Other collateral but equally important issues the judge needs to consider are these:

Whether the army’s action, even though in contempt of court, has robbed the court of its personal jurisdiction over Nnamdi Kanu. How can the court be said to still have personal jurisdiction when it cannot serve the defendant directly but through counsel that is also unable to reach the defendant? It’s also in order to argue that the equitable principle of public policy is at play here – in the sense that it is against the public policy of the Nigerian federation that an accused person – sans a bench warrant or any new charges properly before a court – should have to endure army invasions of his home and person while free on bail.

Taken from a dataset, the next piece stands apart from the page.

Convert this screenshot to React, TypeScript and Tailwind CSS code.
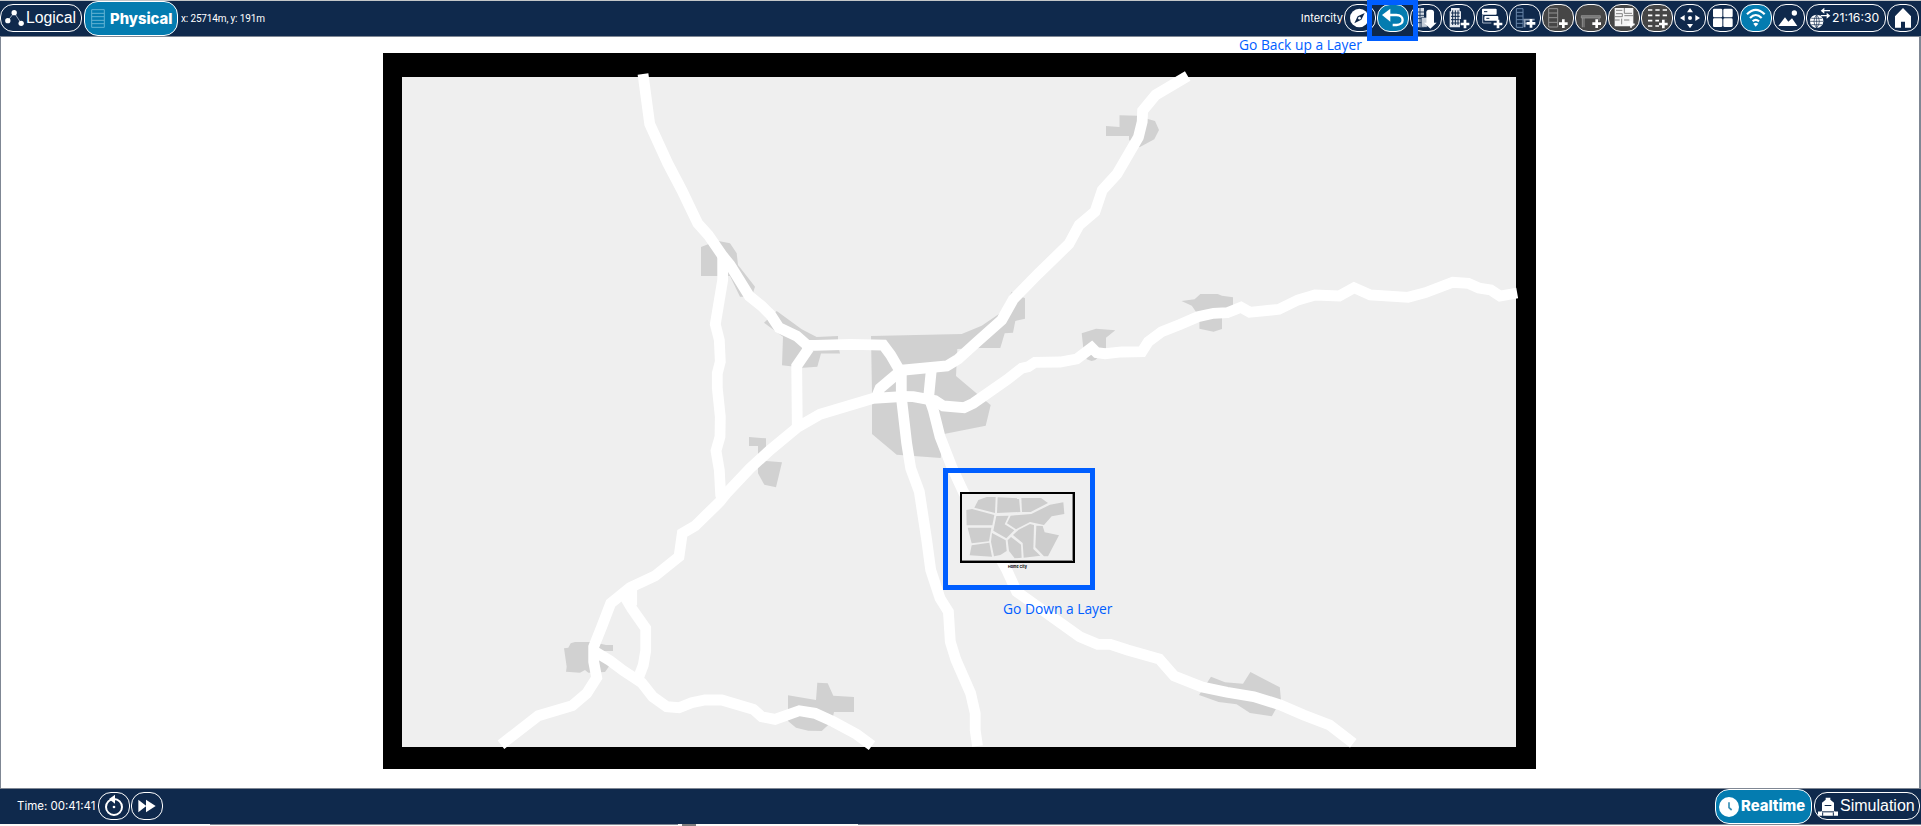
import type { ReactNode } from "react";

const areas = [
  "701,247 717,240.7 730,243.3 736.7,253.3 738,265 755,286.7 751.7,296.7 740,296.7 730,276 701,276",
  "764,322.7 776.7,311 801.7,329.3 816.7,337 838,336 838,345 840,353.5 821,353.5 817.3,366.7 803.3,367.7 782,365.3 783,336.7",
  "871,336 961.7,334 981.7,325.7 1000,313.3 1011.7,291.7 1014,293 1025,298.3 1025,318.7 1015.3,321 1013,332.7 1004.7,333.3 1000.3,348 980,348 957.3,349 956,376 977.3,394 990.7,405 985.7,425.7 944,434 940.7,458 896.7,454.7 872,434 872,393",
  "1081.7,333.3 1096,328.7 1115.3,330.3 1106,337.7 1106,350 1095.3,360 1091.7,361 1086.7,359.3 1083.3,348",
  "1106,126 1119.5,127 1119.5,115.3 1137.7,115.7 1148.8,119.3 1155,121 1159,130 1154.3,139.3 1139.5,147.3 1129,140 1129,136 1106,136",
  "1181.5,301 1194.6,299.3 1200.4,294 1217.6,294 1222,295.7 1233,297.3 1233,310 1222,316.7 1222,329 1213.5,331.7 1199.4,328.7 1199.4,316.7 1191.8,305.7",
  "749,437 766,438.3 766,461 782,462.3 776,487.3 764.3,484.7 758,473.3 758,446 749,446",
  "564,648.3 568.3,647.7 570.7,643.3 575,642 593.3,642 606,645 613,645 613,651 602,651 610,665 605,672 588.3,672.7 585,670 580,672.7 566,671.7 566.7,666.7",
  "788,695.3 816,700 817.3,682.7 827.7,683.3 833.3,695.7 854,697 854,712 834,712 831.7,721.7 821.7,731 808.3,730.7 796,727.7 788,721",
  "1199,695 1211,676.7 1225,682.3 1243,683.7 1250.4,672 1279.8,687.3 1281,700 1271.8,716.3 1250,713 1236.6,704.3 1218.6,702 1204,696.7",
];

const roads = [
  "643,74 649.7,124 667.7,163.3 681.7,190 697.7,223.3 708.3,235 722.7,256 730,265 749.3,296 761.7,306 770.7,315 779,327.7 796.7,336 808,346",
  "802,345.5 815,345.3 850,344.3 883.3,345 890.7,355 901.7,374",
  "809,348 796.7,366 797.3,427",
  "722.7,256 722.7,280 715.3,324.3 719.3,340 720.3,361.7 717.3,373.3 717.3,388 720.3,416.7 720,436.7 716,450.7 719.3,470 720.7,495 722,499",
  "905,396.3 873.3,398.3 820,414.3 798.3,426.7 770,450 750,468.3 726.7,493 720,501.5 695,526 682.3,533.3 679,556.7 655,576 630,587.7 610.7,603.3 601.7,626.7 593.7,646.7 593.7,661.7 596.7,677.7 586.7,693.3 572.3,705.7 538.3,715.7 501,744.7",
  "631.7,588 631.7,601 628,602 631.7,608.3 645.7,628.3 645.7,650.7 643.3,665 638,679",
  "595,651.7 610,660.7 623.3,670.7 641.7,682.7 652.7,696.7 666.7,706.7 679,707.7 691.7,702.7 705,700 721.7,700 753.3,709.3 761.7,716.7 775,719.3 799.3,710.7 815,713.3 833.3,721.7 856.7,734.3 872,745.7",
  "1187.7,76 1155.6,95 1142.6,110.7 1142.2,121.7 1138.4,137.3 1117,174 1102.3,190 1095,211.7 1079.2,225 1068.9,244 1037.9,274 1013.3,299.3 1001.7,320 976.7,342.3 958.3,359 946.7,366 899,370.5",
  "900,371.3 880,388.3 876,398",
  "901.3,371.3 901.3,396.7 906.7,443.3 910.7,468.3 919.3,491.7 926.7,540 930.7,570 940,598.3 948.4,611.7 950.3,641.7 956,660 970.6,693.3 975.2,713.3 975.2,730 977.5,746",
  "931.3,370 928.7,396.7 933.3,410 940,436.7 951.7,466.7 963.3,491.7 1006.7,570 1016.7,591.7 1079.7,636.7 1097.7,644.3 1110.3,644.3 1127.5,650 1159.3,659 1174.2,676 1202.2,687 1227,692.3 1253.8,696.7 1280.6,705 1303.6,715 1329.6,725 1353.3,743.3",
  "899,396.3 913.3,396.7 935,400.7 943.3,406 964,407.7 973.3,403.3 1006.7,380 1021.7,368.3 1028.3,366.7 1035,362.3 1060,362 1076.7,359 1091.7,347.7 1096.7,352.7 1105,353.7 1121.7,352 1142,351.7 1148.3,341.7 1161.7,331.7 1180,324.5 1198,316.7 1213.5,313.3 1227.3,312.7 1241,307.3 1249.7,312.3 1278.9,309.3 1297.9,300 1315,295 1339.2,296 1354,287.7 1370.2,295 1408,297.3 1425.3,292.7 1452.8,282.3 1468.3,283.3 1478.7,288 1490.7,290 1500,296 1517.2,293",
];

const blocks = [
  "475,810 500,801 527,801 525,849 463,833",
  "533,802 597,805 601,846 531,849",
  "604,804 663,804 684,819 632,846 606,846",
  "439,840 456,837 523,855 517,886 440,886",
  "443,893 514,893 507,934 455,940",
  "455,946 508,938 516,980 449,976",
  "529,858 566,857 554,883 583,901 559,925 520,902",
  "572,857 634,852 690,824 730,817 733,852 695,859 672,885 630,876 588,898 561,880",
  "516,909 557,931 560,963 541,975 522,979 513,935",
  "563,931 573,921 603,944 605,983 584,985 567,963",
  "579,915 596,899 630,882 642,885 640,957 661,977 611,983 608,939",
  "649,887 668,888 674,907 717,916 684,979 672,979 646,952",
];

type Tone = "navy" | "blue" | "grey";

const tones: Record<Tone, string> = {
  navy: "bg-[#0f294c]",
  blue: "bg-[#047cb0]",
  grey: "bg-[#464646]",
};

function IconButton({ tone = "navy", children }: { tone?: Tone; children: ReactNode }) {
  return (
    <button className={`h-7 w-8 shrink-0 overflow-hidden rounded-[13px] border border-white ${tones[tone]}`}>
      <svg viewBox="3 3 90 78" className="block h-[26px] w-[30px]" fill="#fff">
        {children}
      </svg>
    </button>
  );
}

function Plus({ x, y }: { x: number; y: number }) {
  return <path d={`M${x - 13} ${y}H${x + 13}M${x} ${y - 13}V${y + 13}`} stroke="#fff" strokeWidth="8" />;
}

function Toolbar() {
  return (
    <div className="flex h-7 items-center gap-px">
      <IconButton>
        <circle cx="46" cy="42" r="28" />
        <path d="M62 27L52 47L31 58L41 37Z" fill="#0f294c" />
        <circle cx="46.5" cy="42.5" r="4" />
      </IconButton>
      <IconButton tone="blue">
        <path d="M15 33L40 14V53Z" />
        <path d="M36 33H58C84 34 82 63 59 63H47" fill="none" stroke="#fff" strokeWidth="7" />
      </IconButton>
      <IconButton>
        <path d="M20 12H42V70H20Z" fill="#d5dbe3" />
        <path d="M20 24H42M20 34H42M20 44H42M20 56H42M30 12V70" stroke="#0f294c" strokeWidth="2.5" />
        <path d="M34 40H52V70H34Z" fill="#c6ced8" stroke="#0f294c" strokeWidth="2" />
        <rect x="49" y="17" width="23" height="48" rx="8" />
        <path d="M42 56H80L61 74Z" />
      </IconButton>
      <IconButton>
        <path d="M24 12H50V22H54V70H20V22H24Z" fill="#e4e8ee" />
        <path d="M24 27H50M24 37H50M24 47H50M24 57H50M29 19V63M37 19V63M45 19V63" stroke="#0f294c" strokeWidth="3" />
        <path d="M51 45H84V77H51Z" fill="#0f294c" />
        <Plus x={66} y={60} />
      </IconButton>
      <IconButton>
        <rect x="18" y="14" width="44" height="18" rx="3" />
        <path d="M24 23H34" stroke="#0f294c" strokeWidth="3" />
        <rect x="25" y="36" width="42" height="14" rx="3" />
        <path d="M20 32V57H46" fill="none" stroke="#a9b5c5" strokeWidth="3" />
        <path d="M31 43H40" stroke="#0f294c" strokeWidth="3" />
        <Plus x={66} y={60} />
      </IconButton>
      <IconButton>
        <path d="M22 14H42V70H22ZM22 25H42M22 36H42M22 47H42M22 58H42" fill="none" stroke="#6986a9" strokeWidth="3" />
        <path d="M43 47H77M47 47V70M47 58H60" fill="none" stroke="#91a2b8" strokeWidth="5" />
        <Plus x={66} y={58} />
      </IconButton>
      <IconButton tone="grey">
        <path d="M20 14H47V69H20ZM20 27H47M20 41H47M20 55H47" fill="none" stroke="#929292" strokeWidth="3" />
        <Plus x={64} y={59} />
      </IconButton>
      <IconButton tone="grey">
        <path d="M19 35H76V42H19Z" fill="#777" stroke="#a0a0a0" strokeWidth="2" />
        <path d="M22 42V70M27 42V70M72 42V50" fill="none" stroke="#929292" strokeWidth="3" />
        <Plus x={65} y={59} />
      </IconButton>
      <IconButton tone="grey">
        <path d="M20 12H76V67H20Z" fill="#f5f5f5" />
        <path d="M24 19H43M49 12V28H72M24 29H43V38H20M49 35H76M20 48H35M41 44V61M48 48H64" fill="none" stroke="#6d6d6d" strokeWidth="2.5" />
        <path d="M58 61H80M69 51V71" stroke="#fff" strokeWidth="5" />
      </IconButton>
      <IconButton tone="grey">
        <path d="M21 18H80M21 34H80M21 50H80M21 66H56" stroke="#fff" strokeWidth="5" strokeDasharray="13 9" />
        <path d="M54 46H82V77H54Z" fill="#464646" />
        <Plus x={67} y={60} />
      </IconButton>
      <IconButton>
        <circle cx="48" cy="42" r="6" />
        <path d="M48 12L57 25H39ZM48 73L57 60H39ZM18 42L32 33V51ZM78 42L64 33V51Z" />
      </IconButton>
      <IconButton>
        <rect x="18" y="14" width="28" height="26" rx="4" />
        <rect x="49" y="14" width="28" height="26" rx="4" />
        <rect x="18" y="43" width="28" height="26" rx="4" />
        <rect x="49" y="43" width="28" height="26" rx="4" />
      </IconButton>
      <IconButton tone="blue">
        <path d="M21 31Q47 4 74 31M30 42Q47 24 65 42M38 52Q47 43 57 52" fill="none" stroke="#fff" strokeWidth="6.5" />
        <path d="M40 59Q47 53 55 59L47 68Z" />
      </IconButton>
      <IconButton>
        <path d="M16 66L36 40L46 53L57 43L73 66Z" />
        <circle cx="64" cy="27" r="8" />
      </IconButton>
      <button className="flex h-7 w-20 shrink-0 items-center rounded-[13px] border border-white bg-[#0f294c] pl-[3px]">
        <svg viewBox="0 0 66 66" className="h-[22px] w-[22px] shrink-0">
          <circle cx="20" cy="43" r="20" fill="#fff" />
          <path d="M20 23V63M0 43H40M4 34H36M4 53H36M20 23Q4 43 20 63Q36 43 20 23" fill="none" stroke="#0f294c" strokeWidth="2" />
          <path d="M36 11H60M32 26H56" stroke="#fff" strokeWidth="4" />
          <path d="M43 2V20L32 11ZM50 17V35L61 26Z" fill="#fff" />
        </svg>
        <span className="text-[12.2px] leading-4 text-white">21:16:30</span>
      </button>
      <IconButton>
        <path d="M48 12L72 37V71H54V53H42V71H24V37Z" />
      </IconButton>
    </div>
  );
}

function Header() {
  return (
    <header className="flex h-[37px] shrink-0 items-center border-t border-b border-t-[#c3c6c8] border-b-[#7f8794] bg-[#0f294c] text-white">
      <button className="mb-px flex h-7 w-[82px] shrink-0 items-center rounded-[13px] border border-white pl-1">
        <svg viewBox="0 0 56 48" className="h-4 w-[19px] shrink-0" fill="#fff">
          <path d="M8 32L27 8L48 40" fill="none" stroke="#9ba9bb" strokeWidth="3" />
          <circle cx="8" cy="32" r="8" />
          <circle cx="27" cy="8" r="8" />
          <circle cx="48" cy="40" r="8" />
        </svg>
        <span className="ml-[2px] font-['Liberation_Sans',sans-serif] text-[15.8px] leading-5">Logical</span>
      </button>
      <button className="ml-[2px] flex h-[35px] w-[94px] shrink-0 items-center rounded-[14px] border border-white bg-[#047cb0] pl-[6px]">
        <svg viewBox="0 0 42 57" className="h-[19px] w-[14px] shrink-0" fill="none" stroke="#63b2d2" strokeWidth="3">
          <path d="M2 2H40V55H2ZM2 13H40M2 23H40M2 34H40M2 44H40" />
        </svg>
        <span className="ml-[5px] text-[14.8px] leading-5 font-extrabold">Physical</span>
      </button>
      <span className="ml-[3px] font-['Roboto',sans-serif] text-[10px] leading-4 tracking-[-0.15px]">x: 25714m, y: 191m</span>
      <div className="mr-[2px] mb-px ml-auto flex items-center gap-px">
        <span className="text-[11px] leading-4">Intercity</span>
        <Toolbar />
      </div>
    </header>
  );
}

function CityMap() {
  return (
    <svg viewBox="383 53 1153 716" className="block h-[716px] w-[1153px]">
      <rect x="383" y="53" width="1153" height="716" fill="#000" />
      <rect x="402" y="77" width="1114" height="670" fill="#efefef" />
      {areas.map((points) => (
        <polygon key={points} points={points} fill="#d1d1d1" />
      ))}
      {roads.map((points) => (
        <polyline key={points} points={points} fill="none" stroke="#fff" strokeWidth="10.8" strokeLinejoin="miter" />
      ))}
    </svg>
  );
}

function HomeCity() {
  return (
    <div className="absolute top-[468px] left-[943px] flex h-[122px] w-[152px] flex-col items-start border-[5px] border-[#005eff] pt-[19px] pl-3">
      <svg viewBox="420 786 345 213" className="block h-[71px] w-[115px] shrink-0">
        <rect x="423" y="789" width="339" height="207" fill="#efefef" stroke="#000" strokeWidth="6" />
        <path d="M426 991.5H757.5V792" fill="none" stroke="#8b8b8b" strokeWidth="3" />
        {blocks.map((points) => (
          <polygon key={points} points={points} fill="#cdcdcd" />
        ))}
      </svg>
      <span className="mt-px w-[115px] text-center text-[3.7px] leading-[5px] font-bold text-black">Home City</span>
    </div>
  );
}

function Footer() {
  return (
    <footer className="shrink-0">
      <div className="flex h-9 items-center border-t border-[#7f8794] bg-[#0f294c] text-white">
        <span className="mb-px w-[98px] shrink-0 pl-[17px] text-[11.5px] leading-4 whitespace-nowrap">Time: 00:41:41</span>
        <div className="mb-[2px] flex gap-px">
          <IconButton>
            <circle cx="48" cy="45" r="24" fill="none" stroke="#fff" strokeWidth="6" />
            <path d="M33 21L51 8V35Z" />
            <circle cx="48" cy="45" r="4" />
          </IconButton>
          <IconButton>
            <path d="M22 23L46 42L22 61ZM45 23L74 42L45 61Z" />
          </IconButton>
        </div>
        <button className="ml-auto flex h-[35px] w-[97px] shrink-0 items-center rounded-[14px] border border-white bg-[#047cb0] pl-[3px]">
          <svg viewBox="0 0 60 60" className="h-5 w-5 shrink-0">
            <circle cx="30" cy="30" r="30" fill="#fff" />
            <path d="M30 16V32L38 39" fill="none" stroke="#398fb5" strokeWidth="5" />
          </svg>
          <span className="ml-[2px] mb-px text-[14.8px] leading-5 font-extrabold">Realtime</span>
        </button>
        <button className="mr-px mb-px ml-[2px] flex h-7 w-[106px] shrink-0 items-center rounded-[13px] border border-white pl-[3px]">
          <svg viewBox="0 0 60 56" className="h-[19px] w-5 shrink-0" fill="#fff">
            <path d="M23 2H37V8L48 17V43H12V17L23 8ZM0 43H10L14 38H46L50 43H60V56H0Z" />
            <path d="M20 25H40M12 44H48M14 46V56M46 46V56" stroke="#0f294c" strokeWidth="3" />
          </svg>
          <span className="ml-[2px] font-['Liberation_Sans',sans-serif] text-[16px] leading-5">Simulation</span>
        </button>
      </div>
      <div className="flex h-[2px] bg-[#fbfaf8]">
        <div className="ml-[210px] h-px w-[468px] bg-[#7f8794]" />
        <div className="ml-1 h-[2px] w-[14px] bg-[#7c7c7c]" />
        <div className="ml-[162px] h-px flex-1 bg-[#7f8794]" />
      </div>
    </footer>
  );
}

export default function App() {
  return (
    <div className="relative flex h-[826px] w-[1921px] flex-col overflow-hidden bg-white font-['Inter','Roboto',sans-serif]">
      <Header />
      <main className="flex-1 border-r-2 border-l border-r-[#7f8794] border-l-[#7f8794] pt-4 pl-[382px]">
        <CityMap />
      </main>
      <Footer />
      <div className="absolute top-0 left-[1367px] h-[41px] w-[51px] border-[5px] border-[#005eff]" />
      <span className="absolute top-[35px] left-[1239px] font-['Open_Sans',sans-serif] text-[13.8px] leading-5 whitespace-nowrap text-[#005eff]">
        Go Back up a Layer
      </span>
      <HomeCity />
      <span className="absolute top-[599px] left-[1003px] font-['Open_Sans',sans-serif] text-[13.8px] leading-5 whitespace-nowrap text-[#005eff]">
        Go Down a Layer
      </span>
    </div>
  );
}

And is it fair to permit the government to benefit from its own wrong or the ignoble role it played in complicating a trial that was on its ordinary course before a high court, a superior court.

Better yet, given that this matter is of first impression and bears substantial constitutional hallmarks as they pertain to the true reach of Section 36 of the Constitution, it will be in order for the High Court to stand down the case indefinitely and consider a ‘reference’ to the Court of Appeal under Section 295 of the Constitution, which provides at Sub-Section (2) that:

“Where any question as to the interpretation or application of this constitution arises in any proceedings in the Federal High Court or a High Court, and the court is of opinion that the question involves a substantial question of law, the court may, and shall if any party to the proceedings so requests, refer the question to the Court of Appeal; and where any question is referred in pursuance of this subsection, the court shall give its decision upon the question and the court in which the question arose shall dispose of the case in accordance with that decision.”
Such ‘reference’ is particularly desirable as it comports with the Administration of Criminal Justice Act, which expressly allows it under Section 305.